While developing Pearl’s narrative from her own experiences, Robinson was also determined to rewrite the cultural narrative surrounding Lake. Lake wasn’t the “lovable, white straight guy” making ground-breaking art from her addiction, she says. Instead, she stopped acting, lived the rest of her life drinking and faded into obscurity – to the extent that her ashes were discovered in an antique store in 2004. This disappearing plagues Pearl, trying to uphold her career as a revered filmmaker while slipping into a series of relapses.
Paradoxically, what brings this underland to life, for Pearl and for Robinson, is cinema.
“The experience of addiction is like being outside of time – blackouts, losing memory. The experience of withdrawal as well is very visceral, so I felt a real affinity to images and cinema,” Robinson says. “I also had an interest in cinema as fakeness. Veronica Lake was a famous film star, but she only made films for a few years… [Pearl] is horrified by Veronica's story because she's like, that is meant to be the whole point of making a film. It’s making this indelible stamp on the world – I'm visible, I'm real. And then this person just disappears.”
Through her exploration of cinema in the book – particularly in Pearl’s affinity for the form, and Lake’s recounting of her career via interludes of interviews – Robinson plays with surface and depth, leveraging a sense of mirage to point to deep disillusionment in a brutal, unlivable world.
“It’s all intertwined,” she says. “Cinema, alcoholism, a romantic obsession with childhood – it's all about: ‘I feel invisible, I don't feel loved, I don't feel important.'”

While Pearl’s search for herself tends to revolt against her, there is some comfort to be found in Prairie Oyster’s steady cast of characters which, by Robinson’s intention, occupy different intersections of normative relating. There is Bunny, Pearl’s best friend and occasional lover, Björn, an Icelandic film producer with a breezy fatherliness and, of course, Mitch, simultaneously the object of Pearl’s affection and her steely, Boomer/Gen X mentor. No character in the book fits into a neat role, and Robinson likes it that way.
“I’m queer because my life is not defined by traditional heteronormative ideas of the nuclear family,” she says. “I wanted to represent relationships that defy easy explanation or don’t fit into conventional forms of kinship.”
Robinson says she feels far from a sapphic literary tradition that leans on these conventional ideals. Instead, she is interested in creative elders who found their place in queer, radical art-making. Finding her lineage in the likes of Barbara Hammer, Kathy Acker, Marguerite Duras and Eileen Myles, Robinson gave her Pearl a Mitch – the embodiment of an unbearably cool elder who has already done the visionary work that feels impossible as a 30-something year old in the year of 2026.

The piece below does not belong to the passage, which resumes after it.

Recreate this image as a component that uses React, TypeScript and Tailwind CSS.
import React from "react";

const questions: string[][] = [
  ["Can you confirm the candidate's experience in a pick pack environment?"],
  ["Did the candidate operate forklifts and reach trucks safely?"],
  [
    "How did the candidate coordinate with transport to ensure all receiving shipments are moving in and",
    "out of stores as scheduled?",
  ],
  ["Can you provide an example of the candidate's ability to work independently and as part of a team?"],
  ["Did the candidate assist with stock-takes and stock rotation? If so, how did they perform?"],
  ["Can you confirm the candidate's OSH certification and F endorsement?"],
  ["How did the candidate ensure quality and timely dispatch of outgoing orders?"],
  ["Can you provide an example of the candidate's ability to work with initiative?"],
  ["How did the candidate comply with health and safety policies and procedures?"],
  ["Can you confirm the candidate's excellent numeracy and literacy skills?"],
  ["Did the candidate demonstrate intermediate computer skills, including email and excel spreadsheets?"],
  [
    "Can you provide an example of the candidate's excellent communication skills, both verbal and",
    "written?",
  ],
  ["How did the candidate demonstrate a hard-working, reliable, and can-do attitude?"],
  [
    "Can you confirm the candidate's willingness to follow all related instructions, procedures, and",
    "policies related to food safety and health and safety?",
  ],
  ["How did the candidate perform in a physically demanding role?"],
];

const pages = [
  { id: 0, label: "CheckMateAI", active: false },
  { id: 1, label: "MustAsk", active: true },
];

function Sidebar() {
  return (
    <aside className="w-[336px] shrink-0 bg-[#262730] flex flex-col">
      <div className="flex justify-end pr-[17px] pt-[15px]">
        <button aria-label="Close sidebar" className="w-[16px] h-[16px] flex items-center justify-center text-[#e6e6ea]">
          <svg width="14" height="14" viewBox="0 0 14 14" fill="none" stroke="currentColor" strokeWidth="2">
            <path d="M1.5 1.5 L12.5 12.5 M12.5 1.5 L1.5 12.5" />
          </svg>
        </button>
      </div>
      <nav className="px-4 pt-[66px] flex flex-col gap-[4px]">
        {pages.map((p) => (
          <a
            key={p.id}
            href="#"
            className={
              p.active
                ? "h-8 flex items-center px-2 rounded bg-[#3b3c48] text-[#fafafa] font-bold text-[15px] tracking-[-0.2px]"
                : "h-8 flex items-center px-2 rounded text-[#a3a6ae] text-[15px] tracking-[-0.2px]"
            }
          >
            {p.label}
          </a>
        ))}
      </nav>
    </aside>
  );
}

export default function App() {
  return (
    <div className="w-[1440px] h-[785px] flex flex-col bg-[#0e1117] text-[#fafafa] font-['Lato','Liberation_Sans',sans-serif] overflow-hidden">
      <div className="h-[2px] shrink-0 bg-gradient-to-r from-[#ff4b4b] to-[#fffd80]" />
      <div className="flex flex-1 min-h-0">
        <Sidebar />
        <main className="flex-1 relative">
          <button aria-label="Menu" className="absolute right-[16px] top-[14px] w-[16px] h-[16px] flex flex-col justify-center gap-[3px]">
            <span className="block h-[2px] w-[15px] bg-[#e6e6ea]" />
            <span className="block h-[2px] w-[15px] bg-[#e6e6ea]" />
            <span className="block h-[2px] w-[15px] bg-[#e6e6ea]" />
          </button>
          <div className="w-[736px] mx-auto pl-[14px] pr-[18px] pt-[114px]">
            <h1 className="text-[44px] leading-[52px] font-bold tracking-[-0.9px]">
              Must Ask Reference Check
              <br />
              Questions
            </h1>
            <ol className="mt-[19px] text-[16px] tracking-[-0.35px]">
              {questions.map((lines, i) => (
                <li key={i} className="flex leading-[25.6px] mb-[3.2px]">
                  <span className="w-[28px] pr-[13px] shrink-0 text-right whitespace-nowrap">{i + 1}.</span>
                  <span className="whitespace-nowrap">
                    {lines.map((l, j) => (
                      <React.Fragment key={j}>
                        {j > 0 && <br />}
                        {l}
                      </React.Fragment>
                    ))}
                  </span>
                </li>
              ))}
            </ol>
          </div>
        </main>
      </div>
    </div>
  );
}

Robinson is 40 and got sober in her early 30s. In Prairie Oyster, Pearl is in her 30s and trying to get sober. Veronica Lake stopped making films on the cusp of her 30s, and to the best of public knowledge (Robinson has trawled every niche internet forum on Lake to exist) never had a period of sobriety in her adult life. Through the reverence of Robinson and her lead character, however, Lake is offered dignity and an interiority rarely afforded to alcoholics of that time who weren’t straight men – an aspect of that being her choice to drink, and keep drinking.
“I hope that by staying with Pearl and demonstrating someone who is, from the outside, living an exciting creative life, [it shows] how much of a struggle it can be to stay alive every day… I wanted to leave the book with this sense of beauty and newness and hope, but also, with knowing the terrifying indifference of the world.”
Prairie Oyster was undergoing edits until the very last minute, she adds. This faithful representation of addiction and sobriety, weaving fiction and personal experience, took seven years of thought and discernment to produce. There was one thing Robinson says she was certain about from the very beginning, though: Lake would have the last word.